Despite the woes, IBM has room to keep gradually raising its dividend ahead even if the core IBM business is taking a backseat to its smaller new business initiatives. Those growth initiatives just are not currently expected to be able to grow fast enough, but what if analysts are wrong?
Shares of IBM closed out 2016 at $165.99. The consensus price target is $156.62, and the 52-week range is $116.90 to $169.95.
9. Exxon Mobil
> Yield: 3.32%
Even though Exxon Mobil Corp. (NYSE: XOM) so far has underperformed Chevron in the past year, its 19.9% return in 2016 was after a 3.4% return in December. This marked a handy difference from the drop in oil that was seen from late in 2014 into early 2016. Exxon also has a strong balance sheet and can keep raising its payout ahead.

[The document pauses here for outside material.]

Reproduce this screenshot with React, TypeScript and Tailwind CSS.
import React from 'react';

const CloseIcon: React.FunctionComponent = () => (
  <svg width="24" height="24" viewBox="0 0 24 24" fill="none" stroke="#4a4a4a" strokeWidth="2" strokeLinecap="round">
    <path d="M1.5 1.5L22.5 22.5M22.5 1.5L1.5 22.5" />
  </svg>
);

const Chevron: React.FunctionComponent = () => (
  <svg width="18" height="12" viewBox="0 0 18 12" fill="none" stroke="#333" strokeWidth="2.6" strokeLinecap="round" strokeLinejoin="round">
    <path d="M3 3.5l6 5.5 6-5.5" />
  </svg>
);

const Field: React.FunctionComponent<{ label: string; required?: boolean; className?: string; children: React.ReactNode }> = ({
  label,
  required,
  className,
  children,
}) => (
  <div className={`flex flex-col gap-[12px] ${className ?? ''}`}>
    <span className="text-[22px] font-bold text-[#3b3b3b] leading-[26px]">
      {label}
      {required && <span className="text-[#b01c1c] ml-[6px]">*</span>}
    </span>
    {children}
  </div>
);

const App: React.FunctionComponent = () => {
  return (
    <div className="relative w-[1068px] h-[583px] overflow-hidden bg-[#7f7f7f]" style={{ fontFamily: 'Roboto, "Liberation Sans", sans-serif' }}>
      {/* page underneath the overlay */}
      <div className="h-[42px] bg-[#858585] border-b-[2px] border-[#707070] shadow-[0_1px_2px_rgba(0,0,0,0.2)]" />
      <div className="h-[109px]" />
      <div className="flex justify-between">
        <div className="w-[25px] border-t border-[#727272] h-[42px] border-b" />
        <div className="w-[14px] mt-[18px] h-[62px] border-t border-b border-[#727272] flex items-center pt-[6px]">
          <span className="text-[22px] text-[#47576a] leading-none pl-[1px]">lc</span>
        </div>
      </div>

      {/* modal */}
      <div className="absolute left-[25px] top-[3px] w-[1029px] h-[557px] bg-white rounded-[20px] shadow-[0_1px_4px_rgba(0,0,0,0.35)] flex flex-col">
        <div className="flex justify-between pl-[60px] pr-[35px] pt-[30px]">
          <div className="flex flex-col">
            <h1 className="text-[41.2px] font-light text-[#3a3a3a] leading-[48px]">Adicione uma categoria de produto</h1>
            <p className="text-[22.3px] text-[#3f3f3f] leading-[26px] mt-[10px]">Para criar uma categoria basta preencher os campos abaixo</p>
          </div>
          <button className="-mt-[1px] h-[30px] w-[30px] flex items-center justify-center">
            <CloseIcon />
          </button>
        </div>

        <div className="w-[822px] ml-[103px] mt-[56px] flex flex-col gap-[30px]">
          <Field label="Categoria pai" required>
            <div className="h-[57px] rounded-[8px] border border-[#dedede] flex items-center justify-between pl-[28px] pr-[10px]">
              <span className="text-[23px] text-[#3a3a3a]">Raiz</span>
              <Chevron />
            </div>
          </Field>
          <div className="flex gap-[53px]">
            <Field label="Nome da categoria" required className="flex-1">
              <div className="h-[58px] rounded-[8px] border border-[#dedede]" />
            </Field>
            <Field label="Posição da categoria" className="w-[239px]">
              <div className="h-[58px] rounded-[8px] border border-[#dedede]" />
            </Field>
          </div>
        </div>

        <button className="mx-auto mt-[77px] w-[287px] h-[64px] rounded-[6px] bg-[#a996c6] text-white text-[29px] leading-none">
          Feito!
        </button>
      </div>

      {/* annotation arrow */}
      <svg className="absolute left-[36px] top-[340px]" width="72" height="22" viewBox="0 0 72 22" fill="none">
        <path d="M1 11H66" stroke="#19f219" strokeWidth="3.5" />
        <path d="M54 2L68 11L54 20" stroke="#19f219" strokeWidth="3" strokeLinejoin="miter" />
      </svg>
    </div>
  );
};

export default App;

With CEO Rex Tillerson selected as Secretary of State under Donald Trump, Exxon is about to get new leadership — Tillerson might have been headed for retirement soon anyhow. It seems that Exxon and the oil industry (and even rival Chevron) will have a good relationship with Washington, D.C., in 2017 and beyond.

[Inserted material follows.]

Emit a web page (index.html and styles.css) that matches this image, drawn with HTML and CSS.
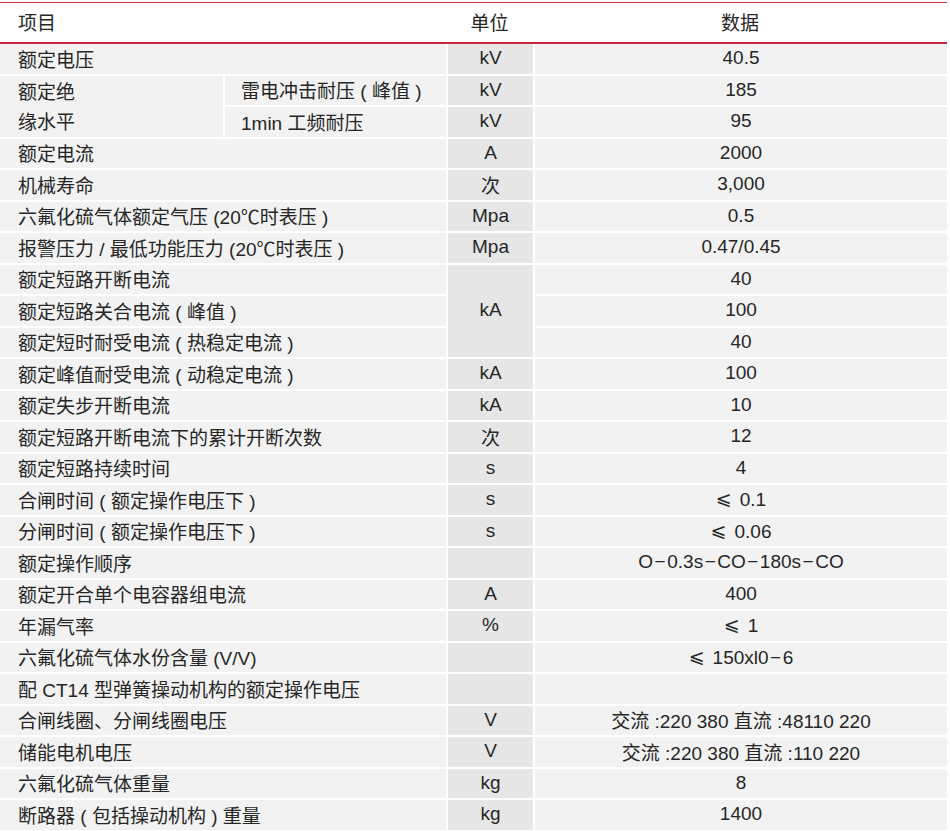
FILE: index.html
```html
<!DOCTYPE html>
<html lang="zh-CN">
<head>
<meta charset="utf-8">
<link rel="stylesheet" href="styles.css">
</head>
<body>
<div class="sheet">
  <div class="head">
    <div class="h-item">项目</div>
    <div class="h-unit">单位</div>
    <div class="h-data">数据</div>
  </div>
  <div class="grid">
    <div class="c name full">额定电压</div><div class="c unit">kV</div><div class="c data">40.5</div>

    <div class="c name sub-a span2"><span>额定绝</span><span>缘水平</span></div>
    <div class="c name sub-b">雷电冲击耐压 ( 峰值 )</div><div class="c unit">kV</div><div class="c data">185</div>
    <div class="c name sub-b">1min 工频耐压</div><div class="c unit">kV</div><div class="c data">95</div>

    <div class="c name full">额定电流</div><div class="c unit">A</div><div class="c data">2000</div>
    <div class="c name full">机械寿命</div><div class="c unit">次</div><div class="c data">3,000</div>
    <div class="c name full">六氟化硫气体额定气压 (20℃时表压 )</div><div class="c unit">Mpa</div><div class="c data">0.5</div>
    <div class="c name full">报警压力 / 最低功能压力 (20℃时表压 )</div><div class="c unit">Mpa</div><div class="c data">0.47/0.45</div>

    <div class="c name full">额定短路开断电流</div><div class="c unit span3">kA</div><div class="c data">40</div>
    <div class="c name full">额定短路关合电流 ( 峰值 )</div><div class="c data">100</div>
    <div class="c name full">额定短时耐受电流 ( 热稳定电流 )</div><div class="c data">40</div>

    <div class="c name full">额定峰值耐受电流 ( 动稳定电流 )</div><div class="c unit">kA</div><div class="c data">100</div>
    <div class="c name full">额定失步开断电流</div><div class="c unit">kA</div><div class="c data">10</div>
    <div class="c name full">额定短路开断电流下的累计开断次数</div><div class="c unit">次</div><div class="c data">12</div>
    <div class="c name full">额定短路持续时间</div><div class="c unit">s</div><div class="c data">4</div>
    <div class="c name full">合闸时间 ( 额定操作电压下 )</div><div class="c unit">s</div><div class="c data"><span><span class="le">⩽</span>0.1</span></div>
    <div class="c name full">分闸时间 ( 额定操作电压下 )</div><div class="c unit">s</div><div class="c data"><span><span class="le">⩽</span>0.06</span></div>
    <div class="c name full">额定操作顺序</div><div class="c unit"></div><div class="c data"><span>O<span class="mn">−</span>0.3s<span class="mn">−</span>CO<span class="mn">−</span>180s<span class="mn">−</span>CO</span></div>
    <div class="c name full">额定开合单个电容器组电流</div><div class="c unit">A</div><div class="c data">400</div>
    <div class="c name full">年漏气率</div><div class="c unit">%</div><div class="c data"><span><span class="le">⩽</span>1</span></div>
    <div class="c name full">六氟化硫气体水份含量 (V/V)</div><div class="c unit"></div><div class="c data"><span><span class="le">⩽</span>150xl0<span class="mn">−</span>6</span></div>
    <div class="c name full">配 CT14 型弹簧操动机构的额定操作电压</div><div class="c unit"></div><div class="c data"></div>
    <div class="c name full">合闸线圈、分闸线圈电压</div><div class="c unit">V</div><div class="c data">交流 :220 380 直流 :48110 220</div>
    <div class="c name full">储能电机电压</div><div class="c unit">V</div><div class="c data">交流 :220 380 直流 :110 220</div>
    <div class="c name full">六氟化硫气体重量</div><div class="c unit">kg</div><div class="c data">8</div>
    <div class="c name full">断路器 ( 包括操动机构 ) 重量</div><div class="c unit">kg</div><div class="c data">1400</div>
  </div>
</div>
</body>
</html>
```
FILE: styles.css
```css
html, body {
  margin: 0;
  padding: 0;
  background: #ffffff;
}
body {
  font-family: "Liberation Sans", "Noto Sans CJK SC", sans-serif;
  font-size: 19px;
  color: #262626;
}
.sheet {
  width: 947px;
  padding-top: 2px;
}
.head {
  display: grid;
  grid-template-columns: 446px 87px 414px;
  height: 42px;
  box-sizing: border-box;
  padding-bottom: 3px;
  border-top: 1px solid #c8303c;
  border-bottom: 2px solid #c8283a;
  align-items: center;
}
.h-item {
  padding-left: 18px;
}
.h-unit, .h-data {
  text-align: center;
}
.grid {
  display: grid;
  grid-template-columns: 223px 221px 85px 412px;
  grid-auto-rows: 29.5px;
  gap: 2px;
}
.c {
  display: flex;
  align-items: center;
  background: #f2f2f2;
  white-space: nowrap;
  box-sizing: border-box;
  padding-bottom: 1px;
}
.name {
  padding-left: 18px;
}
.full {
  grid-column: 1 / 3;
}
.sub-a {
  grid-column: 1 / 2;
  flex-direction: column;
  align-items: flex-start;
  justify-content: space-around;
}
.sub-b {
  grid-column: 2 / 3;
  padding-left: 16px;
}
.span2 {
  grid-row: span 2;
}
.span3 {
  grid-row: span 3;
}
.unit {
  grid-column: 3 / 4;
  background: #e6e6e6;
  justify-content: center;
}
.data {
  grid-column: 4 / 5;
  justify-content: center;
}
.le {
  font-family: "DejaVu Sans", sans-serif;
  font-size: 19px;
  margin-right: 8px;
  vertical-align: 1px;
}
.mn {
  margin: 0 1.5px;
}
```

Shares of Exxon Mobil closed out 2016 at $90.26, with a consensus price target of $88.05 and a 52-week range of $71.55 to $95.55.
10. A Tie at 3.19% — sort of!
It is unusual for this to occur, but there are two Dow stocks that closed out 2016 with yields at an identical 3.19%, if you just use two decimal places. That tie exists between Merck & Co Inc. (NYSE: MRK) and Procter & Gamble Co. (NYSE: PG).
Merck’s dividend was shown to be 3.1934% if we go four decimals out, versus a yield for P&G that was actually 3.1874%.
Merck shares posted a simple gain of 11.5% in 2016, even after losing 3% in December. P&G closed out 2016 at $84.08, with a share price gain of 5.9% for the year, after rising right at 2% in December.
Yield and performance metrics are from FINVIZ, and other data from Yahoo! Finance and Thomson Reuters.